> **What to produce**
Pull out every line of the listing below where "components" appears.

> **Data block**
- - -

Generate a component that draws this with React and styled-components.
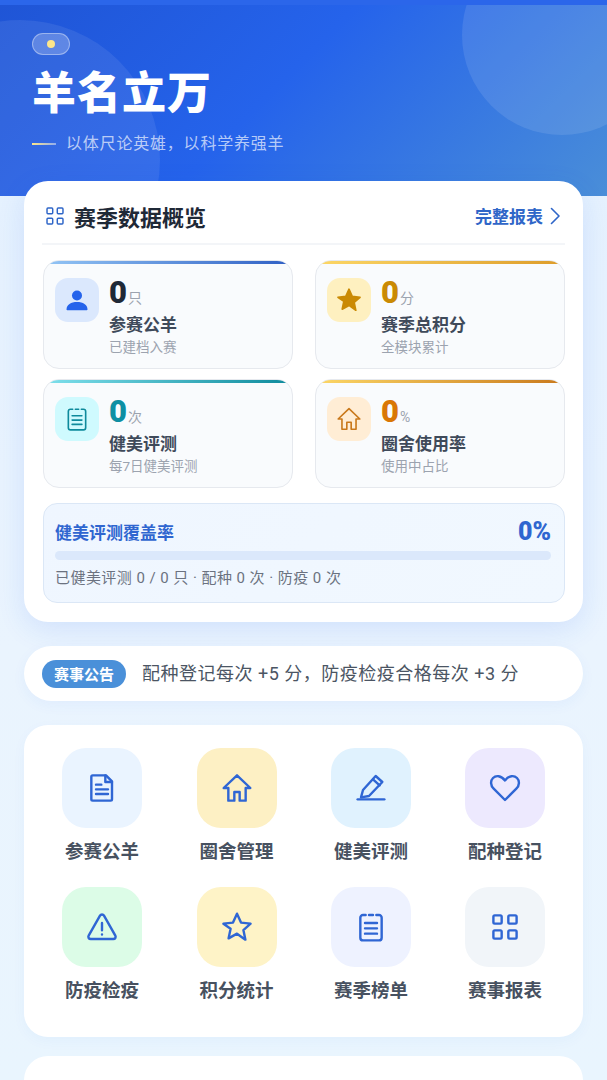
import React from "react"
import styled, { createGlobalStyle } from "styled-components"

const GlobalStyle = createGlobalStyle`
  html, body {
    margin: 0;
    padding: 0;
    height: 100%;
    overflow: hidden;
    background: #e9f4fe;
    font-family: "Roboto", "Noto Sans CJK SC", "Noto Sans", sans-serif;
  }
  * {
    box-sizing: border-box;
  }
`

const Page = styled.div`
  width: 607px;
  height: 1080px;
  overflow: hidden;
  background: linear-gradient(180deg, #e3f0fe 0%, #eaf4fe 60%, #e9f5fe 100%);
`

const Hero = styled.header`
  position: relative;
  height: 196px;
  padding: 33px 32px 0;
  overflow: hidden;
  background: linear-gradient(135deg, #1f55d6 0%, #2563eb 45%, #4a8ed8 100%);
  border-top: 5px solid #2b66ea;
`

const HeroCircle = styled.div`
  position: absolute;
  border-radius: 50%;
  background: rgba(255, 255, 255, ${(p) => p.$alpha});
  width: ${(p) => p.$size}px;
  height: ${(p) => p.$size}px;
  left: ${(p) => p.$left}px;
  top: ${(p) => p.$top}px;
`

const Chip = styled.div`
  position: relative;
  width: 38px;
  height: 22px;
  margin-top: -5px;
  border-radius: 11px;
  border: 1px solid rgba(255, 255, 255, 0.38);
  background: rgba(255, 255, 255, 0.22);
  display: flex;
  align-items: center;
  justify-content: center;
`

const ChipDot = styled.span`
  width: 8px;
  height: 8px;
  border-radius: 50%;
  background: #fde68a;
`

const HeroTitle = styled.h1`
  position: relative;
  margin: 11px 0 0;
  font-size: 44px;
  line-height: 56px;
  font-weight: 900;
  letter-spacing: 1px;
  color: #fff;
`

const HeroSub = styled.div`
  position: relative;
  margin-top: 10px;
  display: flex;
  align-items: center;
  gap: 10px;
  font-size: 16px;
  line-height: 24px;
  letter-spacing: 0.8px;
  color: rgba(255, 255, 255, 0.68);
`

const SubLine = styled.span`
  width: 24px;
  height: 2px;
  background: linear-gradient(90deg, #fde68a, rgba(255, 255, 255, 0.45));
`

const Content = styled.main`
  position: relative;
  margin-top: -15px;
  padding: 0 24px;
  display: flex;
  flex-direction: column;
`

const OverviewCard = styled.section`
  height: 441px;
  padding: 0 18px;
  background: #fff;
  border-radius: 24px;
  box-shadow: 0 8px 28px rgba(37, 99, 235, 0.12);
`

const CardHead = styled.div`
  height: 64px;
  padding: 7px 5px 0 0;
  display: flex;
  align-items: center;
  justify-content: space-between;
  border-bottom: 2px solid #f3f5f8;
`

const HeadTitle = styled.h2`
  margin: 0;
  display: flex;
  align-items: center;
  gap: 8px;
  padding-left: 2px;
  font-size: 22px;
  font-weight: 700;
  color: #1f2937;
`

const HeadLink = styled.div`
  display: flex;
  align-items: center;
  gap: 7px;
  font-size: 17px;
  font-weight: 700;
  color: #2f66c8;
`

const StatGrid = styled.div`
  margin: 15px 0 0 1px;
  display: grid;
  grid-template-columns: 250px 250px;
  column-gap: 22px;
  row-gap: 10px;
`

const StatCard = styled.div`
  height: 109px;
  border: 1px solid #e6e9ee;
  border-radius: 16px;
  background: #f9fbfd;
  overflow: hidden;
`

const StatBar = styled.div`
  height: 4px;
  margin: -1px 0 0;
  background: linear-gradient(90deg, ${(p) => p.$from}, ${(p) => p.$to});
`

const StatBody = styled.div`
  padding: 14px 11px 0;
  display: flex;
  gap: 10px;
`

const StatIcon = styled.div`
  width: 44px;
  height: 44px;
  flex: none;
  border-radius: 13px;
  display: flex;
  align-items: center;
  justify-content: center;
  background: ${(p) => p.$bg};
`

const StatInfo = styled.div`
  display: flex;
  flex-direction: column;
`

const StatValueRow = styled.div`
  display: flex;
  align-items: baseline;
  gap: 1px;
  height: 32px;
  margin-top: -1px;
`

const StatValue = styled.span`
  font-size: 31px;
  line-height: 32px;
  font-weight: 900;
  color: ${(p) => p.$color};
`

const StatUnit = styled.span`
  font-size: 14px;
  color: #9ca3af;
`

const StatLabel = styled.div`
  margin-top: 4px;
  font-size: 17px;
  line-height: 24px;
  font-weight: 700;
  color: #3f4a5a;
`

const StatHint = styled.div`
  margin-top: 1px;
  font-size: 13.5px;
  line-height: 18px;
  color: #9ca3af;
`

const Coverage = styled.div`
  margin: 15px 0 0 1px;
  height: 100px;
  padding: 11px 13px 0 11px;
  border: 1px solid #dbe7f6;
  border-radius: 14px;
  background: linear-gradient(135deg, #eff6ff, #f1f8ff);
`

const CoverageHead = styled.div`
  display: flex;
  align-items: center;
  justify-content: space-between;
  height: 32px;
`

const CoverageTitle = styled.span`
  font-size: 17px;
  font-weight: 700;
  color: #2f66d0;
`

const CoveragePct = styled.span`
  font-size: 25px;
  font-weight: 900;
  color: #2f66d0;
`

const Track = styled.div`
  margin-top: 4px;
  height: 9px;
  border-radius: 5px;
  background: #dbe8fb;
`

const CoverageNote = styled.div`
  margin-top: 8px;
  font-size: 15px;
  line-height: 20px;
  letter-spacing: 0.45px;
  color: #6b7280;
`

const Notice = styled.div`
  margin-top: 24px;
  height: 55px;
  padding: 0 18px;
  border-radius: 28px;
  background: #fff;
  display: flex;
  align-items: center;
  gap: 16px;
  box-shadow: 0 4px 14px rgba(37, 99, 235, 0.05);
`

const NoticeTag = styled.span`
  width: 84px;
  height: 28px;
  border-radius: 14px;
  background: #4a90d9;
  color: #fff;
  font-size: 15px;
  font-weight: 700;
  display: flex;
  align-items: center;
  justify-content: center;
`

const NoticeText = styled.span`
  padding-bottom: 3px;
  font-size: 18px;
  letter-spacing: 0.5px;
  color: #4b5563;
`

const MenuCard = styled.nav`
  margin-top: 24px;
  height: 312px;
  padding: 23px 11px 0;
  border-radius: 24px;
  background: #fff;
  display: grid;
  grid-template-columns: 134px 135px 134px 134px;
  grid-auto-rows: 139px;
  box-shadow: 0 4px 14px rgba(37, 99, 235, 0.04);
`

const MenuItem = styled.div`
  display: flex;
  flex-direction: column;
  align-items: center;
`

const MenuTile = styled.div`
  width: 80px;
  height: 80px;
  border-radius: 24px;
  display: flex;
  align-items: center;
  justify-content: center;
  background: ${(p) => p.$bg};
`

const MenuLabel = styled.div`
  margin-top: 11px;
  font-size: 18.5px;
  line-height: 26px;
  font-weight: 600;
  color: #475160;
`

const NextCard = styled.section`
  margin-top: 19px;
  height: 200px;
  border-radius: 24px;
  background: #fff;
`

const Svg = ({ size = 32, color = "#2f66d4", width = 1.8, children }) => (
  <svg
    width={size}
    height={size}
    viewBox="0 0 24 24"
    fill="none"
    stroke={color}
    strokeWidth={width}
    strokeLinecap="round"
    strokeLinejoin="round"
  >
    {children}
  </svg>
)

const DocIcon = (p) => (
  <Svg {...p}>
    <path d="M5 2.5h10l4.5 4.5v13.5a1 1 0 0 1-1 1H5a1 1 0 0 1-1-1v-17a1 1 0 0 1 1-1z" />
    <path d="M14.5 2.5V7.5h5" />
    <path d="M7.5 9.5h4M7.5 13h9M7.5 16.5h9" />
  </Svg>
)

const HomeIcon = (p) => (
  <Svg {...p}>
    <path d="M12 2.5 22 12h-3.500v9.500h-4.500V15h-4v6.500H5.500V12H2z" />
  </Svg>
)

const PenIcon = (p) => (
  <Svg {...p}>
    <path d="M4.500 19 6 13.500 15.500 3l5 4.500L10.500 18z" />
    <path d="M13.500 5.500l5 4.500" />
    <path d="M2 20.500h20" />
  </Svg>
)

const HeartIcon = (p) => (
  <Svg {...p}>
    <path d="M12 21 3.500 12.500C1 10 1 6.500 3 4.500c2.200-2.200 6-2 9 1.800 3-3.800 6.800-4 9-1.800 2 2 2 5.500-.5 8z" />
  </Svg>
)

const AlertIcon = (p) => (
  <Svg {...p}>
    <path d="M10.500 3.500 2 18.500c-.7 1.300.2 2.500 1.500 2.500h17c1.300 0 2.200-1.200 1.500-2.500l-8.500-15c-.7-1.200-2.300-1.200-3 0z" />
    <path d="M12 9v5.500M12 17.500v.1" />
  </Svg>
)

const StarIcon = (p) => (
  <Svg {...p}>
    <path d="M12 2l3 6.700 7.200.8-5.400 4.800 1.500 7.200L12 17l-6.300 3.500 1.500-7.200L1.800 9.500 9 8.700z" />
  </Svg>
)

const ListIcon = (p) => (
  <Svg {...p}>
    <path d="M8 3H6a2 2 0 0 0-2 2v15a2 2 0 0 0 2 2h12a2 2 0 0 0 2-2V5a2 2 0 0 0-2-2h-2" />
    <path d="M10.500 3h3" />
    <path d="M7.500 9h9M7.500 13h9M7.500 17h9" />
  </Svg>
)

const GridIcon = (p) => (
  <Svg {...p}>
    <rect x="3.300" y="3.300" width="6.200" height="6.200" rx="1" />
    <rect x="14.500" y="3.300" width="6.200" height="6.200" rx="1" />
    <rect x="3.300" y="14.500" width="6.200" height="6.200" rx="1" />
    <rect x="14.500" y="14.500" width="6.200" height="6.200" rx="1" />
  </Svg>
)

const ChevronIcon = () => (
  <svg width="10" height="18" viewBox="0 0 10 18" fill="none" stroke="#2f66c8" strokeWidth="1.600" strokeLinecap="round" strokeLinejoin="round">
    <path d="M1.500 1.500 9 9l-7.500 7.500" />
  </svg>
)

const PersonIcon = () => (
  <svg width="24" height="24" viewBox="0 0 24 24" fill="#2563eb">
    <circle cx="12" cy="7.500" r="5" />
    <path d="M1.500 21.500c0-5 4.500-7.500 10.500-7.500s10.500 2.500 10.500 7.500c0 .5-.3.8-.8.8H2.300c-.5 0-.8-.3-.8-.8z" />
  </svg>
)

const SolidStar = () => (
  <svg width="26" height="26" viewBox="0 0 24 24" fill="#ca8a04" stroke="#ca8a04" strokeWidth="1.500" strokeLinejoin="round">
    <path d="M12 2l3 6.700 7.200.8-5.400 4.800 1.500 7.200L12 17l-6.300 3.500 1.500-7.200L1.800 9.500 9 8.700z" />
  </svg>
)

const stats = [
  {
    value: "0", unit: "只", label: "参赛公羊", hint: "已建档入赛",
    from: "#93c5f5", to: "#2f5fc4", bg: "#dbe8fd", color: "#1f2937",
    icon: <PersonIcon />,
  },
  {
    value: "0", unit: "分", label: "赛季总积分", hint: "全模块累计",
    from: "#fcd767", to: "#dd9c2a", bg: "#fef0c0", color: "#ca8a04",
    icon: <SolidStar />,
  },
  {
    value: "0", unit: "次", label: "健美评测", hint: "每7日健美评测",
    from: "#7fe0ec", to: "#0e8a9c", bg: "#cffafe", color: "#0e8fa3",
    icon: <ListIcon size={26} color="#0e8a9c" width={1.5} />,
  },
  {
    value: "0", unit: "%", label: "圈舍使用率", hint: "使用中占比",
    from: "#fcd767", to: "#c9791c", bg: "#ffedd5", color: "#d97706",
    icon: <HomeIcon size={26} color="#c9791c" width={1.5} />,
  },
]

const menu = [
  { label: "参赛公羊", bg: "#eaf4ff", Icon: DocIcon },
  { label: "圈舍管理", bg: "#fdf0c4", Icon: HomeIcon },
  { label: "健美评测", bg: "#e0f2fe", Icon: PenIcon },
  { label: "配种登记", bg: "#ede9fe", Icon: HeartIcon },
  { label: "防疫检疫", bg: "#dcfce7", Icon: AlertIcon },
  { label: "积分统计", bg: "#fef3c7", Icon: StarIcon },
  { label: "赛季榜单", bg: "#eef2ff", Icon: ListIcon },
  { label: "赛事报表", bg: "#f1f5f9", Icon: GridIcon },
]

export default function App() {
  return (
    <>
      <GlobalStyle />
      <Page>
        <Hero>
          <HeroCircle $size={280} $left={-120} $top={15} $alpha={0.08} />
          <HeroCircle $size={200} $left={462} $top={-70} $alpha={0.1} />
          <Chip>
            <ChipDot />
          </Chip>
          <HeroTitle>羊名立万</HeroTitle>
          <HeroSub>
            <SubLine />
            以体尺论英雄，以科学养强羊
          </HeroSub>
        </Hero>
        <Content>
          <OverviewCard>
            <CardHead>
              <HeadTitle>
                <GridIcon size={22} color="#2f66c8" width={1.6} />
                赛季数据概览
              </HeadTitle>
              <HeadLink>
                完整报表
                <ChevronIcon />
              </HeadLink>
            </CardHead>
            <StatGrid>
              {stats.map((s) => (
                <StatCard key={s.label}>
                  <StatBar $from={s.from} $to={s.to} />
                  <StatBody>
                    <StatIcon $bg={s.bg}>{s.icon}</StatIcon>
                    <StatInfo>
                      <StatValueRow>
                        <StatValue $color={s.color}>{s.value}</StatValue>
                        <StatUnit>{s.unit}</StatUnit>
                      </StatValueRow>
                      <StatLabel>{s.label}</StatLabel>
                      <StatHint>{s.hint}</StatHint>
                    </StatInfo>
                  </StatBody>
                </StatCard>
              ))}
            </StatGrid>
            <Coverage>
              <CoverageHead>
                <CoverageTitle>健美评测覆盖率</CoverageTitle>
                <CoveragePct>0%</CoveragePct>
              </CoverageHead>
              <Track />
              <CoverageNote>已健美评测 0 / 0 只 · 配种 0 次 · 防疫 0 次</CoverageNote>
            </Coverage>
          </OverviewCard>
          <Notice>
            <NoticeTag>赛事公告</NoticeTag>
            <NoticeText>配种登记每次 +5 分，防疫检疫合格每次 +3 分</NoticeText>
          </Notice>
          <MenuCard>
            {menu.map(({ label, bg, Icon }) => (
              <MenuItem key={label}>
                <MenuTile $bg={bg}>
                  <Icon />
                </MenuTile>
                <MenuLabel>{label}</MenuLabel>
              </MenuItem>
            ))}
          </MenuCard>
          <NextCard />
        </Content>
      </Page>
    </>
  )
}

- - -

> **Output for this task**
Generate a component that draws this with React and styled-components.
import styled, { createGlobalStyle } from "styled-components"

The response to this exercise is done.